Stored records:
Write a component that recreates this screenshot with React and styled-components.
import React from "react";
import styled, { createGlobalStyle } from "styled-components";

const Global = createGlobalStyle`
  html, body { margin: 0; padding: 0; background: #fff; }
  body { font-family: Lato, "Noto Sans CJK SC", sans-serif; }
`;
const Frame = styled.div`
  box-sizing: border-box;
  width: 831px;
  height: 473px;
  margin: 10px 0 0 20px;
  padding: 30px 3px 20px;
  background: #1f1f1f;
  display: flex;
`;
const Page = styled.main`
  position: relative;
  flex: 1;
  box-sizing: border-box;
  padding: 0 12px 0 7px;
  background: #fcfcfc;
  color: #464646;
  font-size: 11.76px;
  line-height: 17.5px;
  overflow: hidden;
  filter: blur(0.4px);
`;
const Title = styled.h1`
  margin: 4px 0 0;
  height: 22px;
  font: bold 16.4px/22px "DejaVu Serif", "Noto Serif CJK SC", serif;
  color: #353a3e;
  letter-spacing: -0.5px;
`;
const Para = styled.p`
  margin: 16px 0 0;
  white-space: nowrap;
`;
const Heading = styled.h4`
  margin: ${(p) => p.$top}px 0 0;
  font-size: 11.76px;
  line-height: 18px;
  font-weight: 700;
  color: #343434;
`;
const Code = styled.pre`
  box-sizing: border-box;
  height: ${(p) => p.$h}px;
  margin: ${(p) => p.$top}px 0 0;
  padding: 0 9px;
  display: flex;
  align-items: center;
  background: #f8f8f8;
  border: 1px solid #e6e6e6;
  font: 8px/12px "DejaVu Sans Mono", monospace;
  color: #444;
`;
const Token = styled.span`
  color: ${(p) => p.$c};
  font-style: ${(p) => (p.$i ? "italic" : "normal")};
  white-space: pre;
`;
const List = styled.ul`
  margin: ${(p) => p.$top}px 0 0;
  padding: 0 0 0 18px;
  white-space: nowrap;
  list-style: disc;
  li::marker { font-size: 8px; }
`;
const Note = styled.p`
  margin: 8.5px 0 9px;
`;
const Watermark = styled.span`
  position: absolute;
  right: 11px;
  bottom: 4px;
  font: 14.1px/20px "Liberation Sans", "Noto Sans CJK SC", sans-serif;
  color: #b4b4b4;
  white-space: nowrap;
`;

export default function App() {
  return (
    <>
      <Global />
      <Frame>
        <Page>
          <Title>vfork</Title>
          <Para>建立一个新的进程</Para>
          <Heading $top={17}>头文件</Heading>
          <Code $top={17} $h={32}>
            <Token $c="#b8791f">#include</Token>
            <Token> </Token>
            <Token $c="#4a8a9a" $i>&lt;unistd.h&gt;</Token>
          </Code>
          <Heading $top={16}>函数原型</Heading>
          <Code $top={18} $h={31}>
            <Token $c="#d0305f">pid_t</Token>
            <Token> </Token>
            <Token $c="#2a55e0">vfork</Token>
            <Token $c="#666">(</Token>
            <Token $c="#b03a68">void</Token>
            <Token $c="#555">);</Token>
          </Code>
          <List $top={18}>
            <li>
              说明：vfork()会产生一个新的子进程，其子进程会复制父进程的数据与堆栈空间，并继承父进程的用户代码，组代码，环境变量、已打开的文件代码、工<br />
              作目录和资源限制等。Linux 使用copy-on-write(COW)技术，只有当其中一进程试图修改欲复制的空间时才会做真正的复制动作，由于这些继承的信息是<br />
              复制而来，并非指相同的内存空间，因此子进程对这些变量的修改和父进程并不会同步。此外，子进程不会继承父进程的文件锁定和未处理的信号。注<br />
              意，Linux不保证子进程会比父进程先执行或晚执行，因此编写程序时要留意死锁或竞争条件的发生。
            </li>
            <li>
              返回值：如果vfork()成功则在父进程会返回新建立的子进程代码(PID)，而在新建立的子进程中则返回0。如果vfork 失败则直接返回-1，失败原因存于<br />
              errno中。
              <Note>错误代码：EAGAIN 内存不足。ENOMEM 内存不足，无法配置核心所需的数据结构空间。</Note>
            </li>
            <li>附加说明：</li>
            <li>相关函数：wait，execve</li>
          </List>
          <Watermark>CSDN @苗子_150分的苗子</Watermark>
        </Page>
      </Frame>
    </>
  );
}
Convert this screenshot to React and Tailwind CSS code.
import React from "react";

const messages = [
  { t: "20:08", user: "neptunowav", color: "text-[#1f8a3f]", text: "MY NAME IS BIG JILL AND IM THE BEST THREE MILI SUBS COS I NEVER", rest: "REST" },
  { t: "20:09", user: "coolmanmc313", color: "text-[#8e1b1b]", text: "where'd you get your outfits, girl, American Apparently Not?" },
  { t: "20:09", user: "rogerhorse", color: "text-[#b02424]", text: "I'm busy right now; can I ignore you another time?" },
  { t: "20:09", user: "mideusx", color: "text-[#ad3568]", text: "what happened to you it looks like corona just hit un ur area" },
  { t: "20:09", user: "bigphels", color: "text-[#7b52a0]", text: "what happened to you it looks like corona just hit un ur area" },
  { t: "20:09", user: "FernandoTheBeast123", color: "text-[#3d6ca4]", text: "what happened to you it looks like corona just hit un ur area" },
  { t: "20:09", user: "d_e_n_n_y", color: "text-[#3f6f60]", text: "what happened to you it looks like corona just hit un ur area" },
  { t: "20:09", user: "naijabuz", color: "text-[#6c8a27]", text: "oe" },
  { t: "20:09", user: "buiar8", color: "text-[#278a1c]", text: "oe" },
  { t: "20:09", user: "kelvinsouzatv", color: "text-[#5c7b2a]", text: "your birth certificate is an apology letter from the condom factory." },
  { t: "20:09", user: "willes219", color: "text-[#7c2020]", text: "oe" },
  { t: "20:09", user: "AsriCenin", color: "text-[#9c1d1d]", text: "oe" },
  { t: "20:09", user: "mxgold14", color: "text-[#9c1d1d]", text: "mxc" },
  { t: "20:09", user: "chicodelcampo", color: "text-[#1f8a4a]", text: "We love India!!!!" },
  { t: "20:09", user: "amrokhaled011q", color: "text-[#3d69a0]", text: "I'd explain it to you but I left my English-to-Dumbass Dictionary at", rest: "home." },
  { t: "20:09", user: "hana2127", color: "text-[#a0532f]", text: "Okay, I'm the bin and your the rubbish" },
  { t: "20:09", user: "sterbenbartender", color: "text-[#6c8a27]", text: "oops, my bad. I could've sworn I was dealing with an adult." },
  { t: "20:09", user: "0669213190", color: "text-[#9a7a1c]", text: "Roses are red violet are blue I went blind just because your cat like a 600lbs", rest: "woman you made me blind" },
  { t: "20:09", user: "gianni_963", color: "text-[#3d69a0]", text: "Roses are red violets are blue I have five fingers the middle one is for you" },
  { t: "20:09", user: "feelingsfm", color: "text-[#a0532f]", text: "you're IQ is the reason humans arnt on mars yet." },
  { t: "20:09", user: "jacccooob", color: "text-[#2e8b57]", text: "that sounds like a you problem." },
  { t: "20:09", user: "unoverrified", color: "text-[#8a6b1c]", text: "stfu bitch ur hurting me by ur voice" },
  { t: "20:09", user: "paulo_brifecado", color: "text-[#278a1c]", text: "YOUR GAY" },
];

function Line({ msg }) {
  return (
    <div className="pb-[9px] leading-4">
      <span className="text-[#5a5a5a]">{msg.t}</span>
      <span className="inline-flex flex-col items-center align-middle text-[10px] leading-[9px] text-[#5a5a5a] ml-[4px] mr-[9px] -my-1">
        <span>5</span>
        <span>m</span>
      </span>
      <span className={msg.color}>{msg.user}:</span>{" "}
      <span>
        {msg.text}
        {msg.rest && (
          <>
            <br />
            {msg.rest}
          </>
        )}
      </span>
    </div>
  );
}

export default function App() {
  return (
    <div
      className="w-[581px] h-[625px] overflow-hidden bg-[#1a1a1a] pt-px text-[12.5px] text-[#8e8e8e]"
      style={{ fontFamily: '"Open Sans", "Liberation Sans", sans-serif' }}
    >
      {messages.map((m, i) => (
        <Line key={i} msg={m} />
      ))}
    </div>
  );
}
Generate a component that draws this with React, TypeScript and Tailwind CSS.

Prompt:
Copy every line of the listing that contains the word "components".

Task solution:
Write a component that recreates this screenshot with React and styled-components.
import styled, { createGlobalStyle } from "styled-components";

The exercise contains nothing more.